Within four weeks, expect three to five testable campaign ideas per week. By week eight, you stabilize at one winning promotion launched per month. The real shift is not the output volume, it is breaking the cycle of recycled creative.

Real timelines matter. The first week is messy. You produce lots of junk and feel like you are wasting time. That is part of it. By week two, the filter gets faster. By week three, you notice patterns, certain angles keep passing while others never do. By week four, you have a batch of concrete, vetted ideas ready for $50 tests.

The numbers I see with store owners who stick to this: a 3-person team generates 15 to 20 raw ideas per week. After filtering, 4 to 6 meet the criteria.
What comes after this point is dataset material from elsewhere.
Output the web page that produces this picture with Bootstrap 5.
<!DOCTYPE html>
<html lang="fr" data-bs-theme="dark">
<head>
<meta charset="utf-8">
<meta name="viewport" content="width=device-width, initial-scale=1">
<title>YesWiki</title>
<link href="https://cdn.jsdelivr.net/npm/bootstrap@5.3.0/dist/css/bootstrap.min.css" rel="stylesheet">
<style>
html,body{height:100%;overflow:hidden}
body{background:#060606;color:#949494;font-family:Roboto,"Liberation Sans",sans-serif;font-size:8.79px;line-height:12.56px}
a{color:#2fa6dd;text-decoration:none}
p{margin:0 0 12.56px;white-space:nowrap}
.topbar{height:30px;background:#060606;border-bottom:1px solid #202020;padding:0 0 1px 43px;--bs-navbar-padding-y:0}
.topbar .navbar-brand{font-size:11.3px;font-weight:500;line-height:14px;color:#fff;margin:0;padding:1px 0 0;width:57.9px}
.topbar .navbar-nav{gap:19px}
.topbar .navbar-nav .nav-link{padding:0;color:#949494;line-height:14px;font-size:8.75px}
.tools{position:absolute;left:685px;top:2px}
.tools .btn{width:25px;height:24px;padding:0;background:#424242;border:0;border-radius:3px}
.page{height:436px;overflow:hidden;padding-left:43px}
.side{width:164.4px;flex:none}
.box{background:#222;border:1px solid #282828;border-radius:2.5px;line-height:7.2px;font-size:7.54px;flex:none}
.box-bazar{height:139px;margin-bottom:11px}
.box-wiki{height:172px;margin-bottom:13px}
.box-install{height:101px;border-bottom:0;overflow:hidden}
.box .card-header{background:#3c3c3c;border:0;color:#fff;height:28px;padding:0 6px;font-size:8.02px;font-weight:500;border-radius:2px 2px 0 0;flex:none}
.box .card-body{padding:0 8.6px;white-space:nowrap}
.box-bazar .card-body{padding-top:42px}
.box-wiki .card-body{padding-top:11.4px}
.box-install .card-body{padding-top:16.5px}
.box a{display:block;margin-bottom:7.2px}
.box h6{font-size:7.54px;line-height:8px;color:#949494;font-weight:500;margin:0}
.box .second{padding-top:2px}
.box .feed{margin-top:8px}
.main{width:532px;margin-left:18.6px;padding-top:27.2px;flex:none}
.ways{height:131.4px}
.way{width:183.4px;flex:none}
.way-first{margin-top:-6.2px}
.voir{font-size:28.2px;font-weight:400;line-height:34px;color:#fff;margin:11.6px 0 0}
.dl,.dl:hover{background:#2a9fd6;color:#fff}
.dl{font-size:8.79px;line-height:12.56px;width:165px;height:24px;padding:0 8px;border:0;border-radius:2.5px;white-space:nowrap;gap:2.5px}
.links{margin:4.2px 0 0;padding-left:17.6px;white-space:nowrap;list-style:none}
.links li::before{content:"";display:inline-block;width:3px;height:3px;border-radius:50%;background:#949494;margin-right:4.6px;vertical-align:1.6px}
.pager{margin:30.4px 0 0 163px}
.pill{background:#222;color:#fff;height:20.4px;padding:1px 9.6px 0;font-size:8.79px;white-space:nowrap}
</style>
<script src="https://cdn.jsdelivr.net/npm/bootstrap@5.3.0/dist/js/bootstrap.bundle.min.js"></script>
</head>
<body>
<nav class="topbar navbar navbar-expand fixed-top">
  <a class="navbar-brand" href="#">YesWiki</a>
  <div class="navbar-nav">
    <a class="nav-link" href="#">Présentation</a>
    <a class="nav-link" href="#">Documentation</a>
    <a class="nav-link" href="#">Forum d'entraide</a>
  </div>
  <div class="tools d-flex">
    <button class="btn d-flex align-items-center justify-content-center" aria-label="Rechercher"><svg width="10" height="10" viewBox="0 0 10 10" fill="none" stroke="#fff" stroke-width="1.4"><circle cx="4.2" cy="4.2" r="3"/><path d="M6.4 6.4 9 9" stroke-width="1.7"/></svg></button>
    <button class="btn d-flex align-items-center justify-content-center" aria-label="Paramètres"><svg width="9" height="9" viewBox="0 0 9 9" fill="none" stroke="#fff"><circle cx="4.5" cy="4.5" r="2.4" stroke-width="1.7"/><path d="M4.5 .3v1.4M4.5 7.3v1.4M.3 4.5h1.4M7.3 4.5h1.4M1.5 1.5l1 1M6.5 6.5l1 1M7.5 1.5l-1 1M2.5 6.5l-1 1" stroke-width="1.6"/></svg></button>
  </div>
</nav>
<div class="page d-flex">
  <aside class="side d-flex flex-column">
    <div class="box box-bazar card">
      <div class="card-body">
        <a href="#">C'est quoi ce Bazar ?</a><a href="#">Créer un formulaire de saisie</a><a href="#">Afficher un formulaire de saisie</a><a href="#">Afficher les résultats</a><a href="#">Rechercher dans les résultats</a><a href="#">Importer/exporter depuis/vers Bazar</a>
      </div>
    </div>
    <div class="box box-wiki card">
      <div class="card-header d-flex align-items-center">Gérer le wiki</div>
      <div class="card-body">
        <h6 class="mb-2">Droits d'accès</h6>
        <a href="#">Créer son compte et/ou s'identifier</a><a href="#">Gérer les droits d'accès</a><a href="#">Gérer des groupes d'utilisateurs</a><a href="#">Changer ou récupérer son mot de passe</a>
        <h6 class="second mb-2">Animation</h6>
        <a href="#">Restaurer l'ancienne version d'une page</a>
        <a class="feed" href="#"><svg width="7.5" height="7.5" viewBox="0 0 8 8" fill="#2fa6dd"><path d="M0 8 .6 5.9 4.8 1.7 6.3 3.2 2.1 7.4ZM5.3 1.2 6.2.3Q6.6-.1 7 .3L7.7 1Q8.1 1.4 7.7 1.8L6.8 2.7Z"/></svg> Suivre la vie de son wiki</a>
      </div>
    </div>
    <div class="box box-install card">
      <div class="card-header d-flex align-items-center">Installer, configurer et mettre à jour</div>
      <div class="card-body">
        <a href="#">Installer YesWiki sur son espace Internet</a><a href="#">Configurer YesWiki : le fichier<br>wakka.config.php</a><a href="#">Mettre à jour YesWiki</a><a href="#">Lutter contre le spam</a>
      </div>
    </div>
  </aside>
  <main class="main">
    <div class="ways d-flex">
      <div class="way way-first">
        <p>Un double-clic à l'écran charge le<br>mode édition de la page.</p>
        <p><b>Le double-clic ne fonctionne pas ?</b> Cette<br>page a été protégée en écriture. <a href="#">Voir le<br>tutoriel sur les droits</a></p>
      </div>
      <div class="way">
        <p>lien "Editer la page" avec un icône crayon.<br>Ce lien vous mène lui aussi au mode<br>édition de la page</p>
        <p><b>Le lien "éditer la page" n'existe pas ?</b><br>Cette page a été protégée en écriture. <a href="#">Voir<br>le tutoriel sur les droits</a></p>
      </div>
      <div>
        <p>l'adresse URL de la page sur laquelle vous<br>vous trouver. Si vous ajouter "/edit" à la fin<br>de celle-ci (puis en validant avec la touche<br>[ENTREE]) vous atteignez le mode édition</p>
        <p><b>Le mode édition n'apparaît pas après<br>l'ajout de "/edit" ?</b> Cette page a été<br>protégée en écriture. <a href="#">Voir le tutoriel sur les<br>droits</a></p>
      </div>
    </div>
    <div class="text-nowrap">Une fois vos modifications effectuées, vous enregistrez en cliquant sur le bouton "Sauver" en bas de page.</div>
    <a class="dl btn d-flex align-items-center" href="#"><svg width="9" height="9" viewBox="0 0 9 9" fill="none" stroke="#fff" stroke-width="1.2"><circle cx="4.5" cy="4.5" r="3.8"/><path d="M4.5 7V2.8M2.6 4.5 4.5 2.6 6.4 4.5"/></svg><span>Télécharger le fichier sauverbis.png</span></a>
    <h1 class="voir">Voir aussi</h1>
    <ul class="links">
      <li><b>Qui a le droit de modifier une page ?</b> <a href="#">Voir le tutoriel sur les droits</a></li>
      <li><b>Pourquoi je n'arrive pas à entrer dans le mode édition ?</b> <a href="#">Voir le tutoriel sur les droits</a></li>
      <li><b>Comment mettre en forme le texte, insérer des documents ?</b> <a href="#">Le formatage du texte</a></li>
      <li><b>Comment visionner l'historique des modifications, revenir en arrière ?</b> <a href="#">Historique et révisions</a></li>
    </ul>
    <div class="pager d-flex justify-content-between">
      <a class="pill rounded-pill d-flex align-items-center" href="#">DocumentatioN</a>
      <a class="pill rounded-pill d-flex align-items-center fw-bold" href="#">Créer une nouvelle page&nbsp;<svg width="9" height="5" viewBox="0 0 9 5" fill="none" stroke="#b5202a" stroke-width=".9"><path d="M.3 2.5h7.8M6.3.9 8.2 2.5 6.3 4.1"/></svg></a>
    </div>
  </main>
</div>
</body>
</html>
Of those, 1 or 2 prove worth scaling each month. That is a dramatic improvement from the typical store launching one new angle per quarter.
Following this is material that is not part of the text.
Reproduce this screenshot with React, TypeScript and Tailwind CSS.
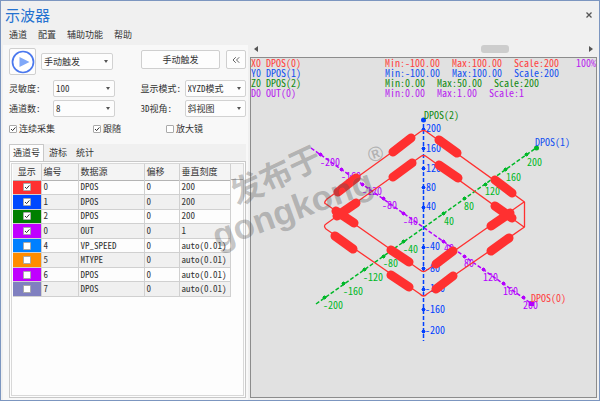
import { useState } from "react";
import { ChevronsLeft } from "lucide-react";

const MENUS = ["通道", "配置", "辅助功能", "帮助"];
const TABS = ["通道号", "游标", "统计"];

const CHANNELS = [
  { color: "bg-[#ff3030]", on: true, id: "0", source: "DPOS", offset: "0", scale: "200" },
  { color: "bg-[#0048ff]", on: true, id: "1", source: "DPOS", offset: "0", scale: "200" },
  { color: "bg-[#008000]", on: true, id: "2", source: "DPOS", offset: "0", scale: "200" },
  { color: "bg-[#c000ff]", on: true, id: "0", source: "OUT", offset: "0", scale: "1" },
  { color: "bg-[#0080ff]", on: false, id: "4", source: "VP_SPEED", offset: "0", scale: "auto(0.01)" },
  { color: "bg-[#ff8c00]", on: false, id: "5", source: "MTYPE", offset: "0", scale: "auto(0.01)" },
  { color: "bg-[#c000ff]", on: false, id: "6", source: "DPOS", offset: "0", scale: "auto(0.01)" },
  { color: "bg-[#8080c0]", on: false, id: "7", source: "DPOS", offset: "0", scale: "auto(0.01)" },
];

const LEGEND = [
  { cls: "text-[#ff4040]", name: "X0 DPOS(0)", stats: ["Min:-100.00", "Max:100.00", "Scale:200"] },
  { cls: "text-[#1450f0]", name: "Y0 DPOS(1)", stats: ["Min:-100.00", "Max:100.00", "Scale:200"] },
  { cls: "text-[#128a12]", name: "Z0 DPOS(2)", stats: ["Min:0.00", "Max:50.00", "Scale:200"] },
  { cls: "text-[#b81cf0]", name: "D0 OUT(0)", stats: ["Min:0.00", "Max:1.00", "Scale:1"] },
];

// [label, x, y] of every tick, then the label's own place
type Tick = [string, number, number, number, number];

const X_TICKS: Tick[] = [
  ["-200", 320, 154, 320, 166],
  ["-160", 341, 169, 341, 180],
  ["-120", 362, 184, 362, 195],
  ["-80", 383, 198, 382, 209],
  ["-40", 403, 213, 403, 225],
  ["40", 443, 241, 444, 252],
  ["80", 464, 256, 464, 267],
  ["120", 483, 269, 483, 281],
  ["160", 503, 283, 503, 295],
  ["200", 523, 297, 523, 309],
];
const Y_TICKS: Tick[] = [
  ["-200", 324, 297, 323, 309],
  ["-160", 343, 283, 343, 295],
  ["-120", 364, 269, 363, 281],
  ["-80", 383, 256, 383, 267],
  ["-40", 403, 241, 403, 253],
  ["40", 443, 213, 444, 225],
  ["80", 464, 198, 464, 210],
  ["120", 485, 184, 485, 195],
  ["160", 505, 169, 506, 181],
  ["200", 526, 154, 527, 166],
];
const Z_TICKS: Tick[] = [
  ["200", 423, 129, 426, 132],
  ["160", 423, 148, 426, 152],
  ["120", 423, 168, 426, 172],
  ["80", 423, 187, 426, 191],
  ["40", 423, 207, 426, 210],
  ["-40", 423, 247, 425, 250],
  ["-80", 423, 268, 425, 272],
  ["-120", 423, 289, 425, 292],
  ["-160", 423, 309, 425, 313],
  ["-200", 423, 331, 425, 334],
];

// stretches where OUT(0) is on
const PULSES =
  "M393 152L411 138 M393 177L412 163 M338 192L356 178 M337 216L356 203 M336 211L354 223 " +
  "M439 140L457 153 M439 165L458 178 M495 180L512 193 M495 206L512 218 M491 226L510 213 " +
  "M335 236L353 249 M391 250L409 262 M391 275L409 287 M436 264L453 251 M436 289L453 276 M491 251L509 238";

const SELECT_TEXT = "h-[17px] w-full appearance-none rounded-[2px] border border-[#d2d2d2] bg-[#fdfdfd] pl-[2px] pr-3 text-[9px] leading-[15px] text-[#333]";

function Dropdown({ label, id, value }: { label: string; id: string; value: string }) {
  return (
    <div className="relative w-full">
      <select id={id} aria-label={label} defaultValue={value} className={SELECT_TEXT}>
        <option>{value}</option>
      </select>
      <svg viewBox="0 0 4 3" className="pointer-events-none absolute right-[5px] top-[7px] h-[3px] w-1">
        <path d="M0 0h4L2 3z" fill="#555" />
      </svg>
    </div>
  );
}

function Field({ label, id, value }: { label: string; id: string; value: string }) {
  return (
    <div className="grid grid-cols-[44px_1fr] items-center">
      <label htmlFor={id} className="whitespace-nowrap">{label}:</label>
      <Dropdown label={label} id={id} value={value} />
    </div>
  );
}

function Check({ label, checked, onChange }: { label?: string; checked: boolean; onChange: () => void }) {
  return (
    <label className="inline-flex items-center gap-[2px]">
      <span className="relative inline-flex">
        <input
          type="checkbox"
          checked={checked}
          onChange={onChange}
          aria-label={label ?? "显示"}
          className="size-2 appearance-none rounded-[1px] border border-[#aaa] bg-white"
        />
        {checked && (
          <svg viewBox="0 0 8 8" className="pointer-events-none absolute inset-0 size-2" fill="none">
            <path d="M2 4l1.6 1.6L6.4 2.4" stroke="#333" strokeWidth="1" />
          </svg>
        )}
      </span>
      {label}
    </label>
  );
}

function Axis({ ticks, color, path }: { ticks: Tick[]; color: string; path: string }) {
  return (
    <g fill={color}>
      <path d={path} stroke={color} strokeWidth="1.5" strokeDasharray="4 2" fill="none" />
      {ticks.map(([text, x, y, tx, ty]) => (
        <g key={text}>
          <rect x={x - 1} y={y - 1} width="3" height="3" />
          <path d={`M${x - 1.5} ${y + 0.5}h4M${x + 0.5} ${y - 1.5}v4`} stroke={color} />
          <text x={tx} y={ty}>{text}</text>
        </g>
      ))}
    </g>
  );
}

function Plot() {
  return (
    <svg viewBox="251 58 345 339" className="absolute inset-0 size-full text-[10px]">
      <Axis ticks={X_TICKS} color="#b400ff" path="M311 148L532 304" />
      <Axis ticks={Y_TICKS} color="#00b828" path="M316 304L536 148" />
      <Axis ticks={Z_TICKS} color="#0040ff" path="M423.5 118V341" />
      <circle cx="423.5" cy="120" r="2.5" fill="#0040ff" />
      <rect x="529" y="302" width="5" height="4" fill="#b400ff" />
      <circle cx="536.5" cy="148" r="2.5" fill="#00b828" />
      <text x="424" y="119" fill="#128a12">DPOS(2)</text>
      <text x="535" y="146" fill="#1450f0">DPOS(1)</text>
      <text x="531" y="302" fill="#ff4040">DPOS(0)</text>
      <g fill="none" stroke="#ff3030" strokeWidth="1.3" strokeLinejoin="round">
        <path d="M420 132Q423.5 129 427 132L524.5 202V227L427 294Q423.5 298 420 294L326 229Q323 226 326 224L420 157Q423.5 154 427 157L524 227" />
        <path d="M420 132L327 199Q323 203 326 204L420 270Q423.5 273 427 270L524 202" />
        <path d={PULSES} strokeWidth="9" strokeLinecap="round" />
      </g>
    </svg>
  );
}

function Watermark() {
  return (
    <svg
      viewBox="0 0 600 401"
      className="pointer-events-none absolute inset-0 size-full font-['Liberation_Sans','Noto_Sans_CJK_SC',sans-serif] font-bold"
      fill="#505050"
      fillOpacity="0.32"
    >
      <text transform="translate(237 206) rotate(-25)" fontSize="32">发布于</text>
      <text transform="translate(217 249) rotate(-20)" fontSize="35">gongkong</text>
      <text transform="translate(371 163) rotate(-20)" fontSize="21">®</text>
    </svg>
  );
}

export default function App() {
  const [tab, setTab] = useState(0);
  const [shown, setShown] = useState(CHANNELS.map((c) => c.on));
  const [options, setOptions] = useState([true, true, false]);

  const flip = (list: boolean[], at: number) => list.map((v, i) => (i === at ? !v : v));

  return (
    <div className="relative flex h-screen flex-col overflow-hidden border border-[#7c96c0] bg-[#f0f0f0] font-['Noto_Sans_Mono_CJK_SC','Noto_Sans_CJK_SC',monospace] text-[9px] leading-3 text-[#333]">
      {/* title and menu */}
      <header className="h-11 shrink-0 px-1">
        <div className="flex h-7 items-center justify-between">
          <h1 className="text-[15px] leading-5 text-[#2472d0]">示波器</h1>
          <button aria-label="关闭" className="mr-[2px] p-[1px]">
            <svg viewBox="0 0 6 6" className="size-[6px]">
              <path d="M.5 .5l5 5M5.5 .5l-5 5" stroke="#555" strokeWidth="1.3" />
            </svg>
          </button>
        </div>
        <nav className="flex gap-[11px] px-1">
          {MENUS.map((m) => (
            <button key={m}>{m}</button>
          ))}
        </nav>
      </header>

      <div className="flex min-h-0 flex-1">
        {/* control panel */}
        <aside className="ml-[2px] flex w-[245px] shrink-0 flex-col bg-[#f8f8f8] pb-[2px] pl-[6px] pr-[2px]">
          <div className="flex items-center pt-[3px]">
            <div className="flex flex-1 items-center gap-[5px]">
              <button aria-label="启动" className="grid size-[27px] shrink-0 place-items-center rounded-[2px] border border-[#cfcfcf] bg-[#fdfdfd]">
                <svg viewBox="0 0 24 24" className="size-6">
                  <circle cx="12" cy="12" r="10.5" fill="#fff" stroke="#4a78ee" strokeWidth="1.7" />
                  <path d="M8.5 7l10 5-10 5z" fill="#80a8f8" />
                </svg>
              </button>
              <div className="flex w-[72px]">
                <Dropdown label="触发方式" id="trigger" value="手动触发" />
              </div>
            </div>
            <div className="mb-1 ml-[26px] flex w-[105px] gap-[6px]">
              <button className="h-[19px] flex-1 rounded-[2px] border border-[#cfcfcf] bg-[#fdfdfd]">手动触发</button>
              <button aria-label="收起" className="grid h-[19px] w-5 place-items-center rounded-[2px] border border-[#cfcfcf] bg-[#fdfdfd]">
                <ChevronsLeft className="size-3" strokeWidth={1.5} />
              </button>
            </div>
          </div>

          <div className="mt-[5px] grid grid-cols-2 gap-x-[26px] gap-y-[3px]">
            <Field label="灵敏度" id="gain" value="100" />
            <Field label="显示模式" id="mode" value="XYZD模式" />
            <Field label="通道数" id="count" value="8" />
            <Field label="3D视角" id="view" value="斜视图" />
          </div>

          <div className="mt-[6px] grid grid-cols-[84px_73px_1fr]">
            {["连续采集", "跟随", "放大镜"].map((name, i) => (
              <Check key={name} label={name} checked={options[i]} onChange={() => setOptions(flip(options, i))} />
            ))}
          </div>

          {/* tabs */}
          <div role="tablist" className="mt-[9px] flex h-[17px] shrink-0 bg-[#f0f0f0]">
            {TABS.map((name, i) => (
              <button
                key={name}
                role="tab"
                aria-selected={tab === i}
                onClick={() => setTab(i)}
                className={tab === i ? "rounded-t-[1px] border border-b-0 border-[#c8c8c8] bg-[#fdfdfd] px-[3px]" : "pl-[5px] pr-1"}
              >
                {name}
              </button>
            ))}
          </div>

          <div className="min-h-0 flex-1 border border-[#c8c8c8] bg-[#fdfdfd] p-[1px]">
            <div className="h-full border border-[#d8d8d8] pl-[1px]">
              <div className="flex h-[133px]">
                <table className="w-[218px] table-fixed border-collapse text-left">
                  <thead>
                    <tr className="h-4 border-b border-[#b4b4b4] bg-[#f4f4f4]">
                      <th className="w-7 p-0 text-center font-normal">显示</th>
                      <th className="w-[37px] border-l border-[#d0d0d0] p-0 pl-[2px] font-normal">编号</th>
                      <th className="w-[66px] border-l border-[#d0d0d0] p-0 pl-[2px] font-normal">数据源</th>
                      <th className="w-[35px] border-l border-[#d0d0d0] p-0 pl-[2px] font-normal">偏移</th>
                      <th className="border-x border-[#d0d0d0] p-0 pl-[2px] font-normal">垂直刻度</th>
                    </tr>
                  </thead>
                  <tbody>
                    {CHANNELS.map((c, i) => (
                      <tr key={i} className="border-b border-[#d0d0d0] odd:bg-[#fdfdfd] even:bg-[#f0f0f0]">
                        <td className={`p-0 text-center ${c.color}`}>
                          <div className="flex justify-center">
                            <Check checked={shown[i]} onChange={() => setShown(flip(shown, i))} />
                          </div>
                        </td>
                        <td className="border-l border-[#d0d0d0] p-0 pl-[2px]">{c.id}</td>
                        <td className="border-l border-[#d0d0d0] p-0 pl-[2px]">{c.source}</td>
                        <td className="border-l border-[#d0d0d0] p-0 pl-[2px]">{c.offset}</td>
                        <td className="border-x border-[#d0d0d0] p-0 pl-[2px]">{c.scale}</td>
                      </tr>
                    ))}
                  </tbody>
                </table>
                <div className="h-4 flex-1 border-b border-[#b4b4b4] bg-[#f4f4f4]" />
              </div>
            </div>
          </div>
        </aside>

        {/* scope */}
        <main className="flex min-w-0 flex-1 flex-col pb-[2px] pl-[2px] pr-[2px]">
          <div className="flex h-3 shrink-0 items-start justify-between px-1">
            <svg viewBox="0 0 4 6" className="mt-[1px] h-[6px] w-1"><path d="M4 0v6L0 3z" fill="#555" /></svg>
            <div className="flex flex-1 justify-end pr-20">
              <div className="h-2 w-7 rounded-[3px] bg-[#cdcdcd]" />
            </div>
            <svg viewBox="0 0 4 6" className="mt-[1px] h-[6px] w-1"><path d="M0 0v6l4-3z" fill="#555" /></svg>
          </div>

          <section className="relative flex-1 border border-[#8c8c8c] bg-[#e1e1e1] text-[10px] leading-[10px]">
            <Plot />
            <div className="relative flex">
              <div className="w-[134px]">
                {LEGEND.map((l) => (
                  <div key={l.name} className={l.cls}>{l.name}</div>
                ))}
              </div>
              <div className="flex-1">
                {LEGEND.map((l) => (
                  <div key={l.name} className={`flex gap-3 ${l.cls}`}>
                    {l.stats.map((s) => (
                      <span key={s}>{s}</span>
                    ))}
                  </div>
                ))}
              </div>
              <div className="text-[#b81cf0]">100%</div>
            </div>
          </section>
        </main>
      </div>

      <Watermark />
    </div>
  );
}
The counterintuitive part: your creative confidence grows because you stop trying to be creative and critical at the same time. Separating the modes makes each one better. Your generation sessions get looser and weirder. Your evaluation gets faster and more decisive. You stop second-guessing yourself mid-thought.

A home goods store with $200k a month revenue had a founder who self-censored constantly. He adopted the 15-minute routine for 30 days. Before the experiment, his team launched one original campaign in six months. After 30 days, they had ten pieces in the test queue. Within 60 days, two became core seasonal promotions, each adding roughly $8k in incremental revenue. The shift was not magic, it was simply refusing to interrupt the creative tap before it ran.

Most store owners do not need a creativity coach. They need a timer and three questions. Enhancing creativity with critical thinking is not about merging the two into one superpower. It is about giving each its own uninterrupted time to work. That tiny structural change turns a blank notebook into a marketing pipeline.

Stale promotions do not come from a lack of ideas. They come from killing the good ones before they ever hit the page.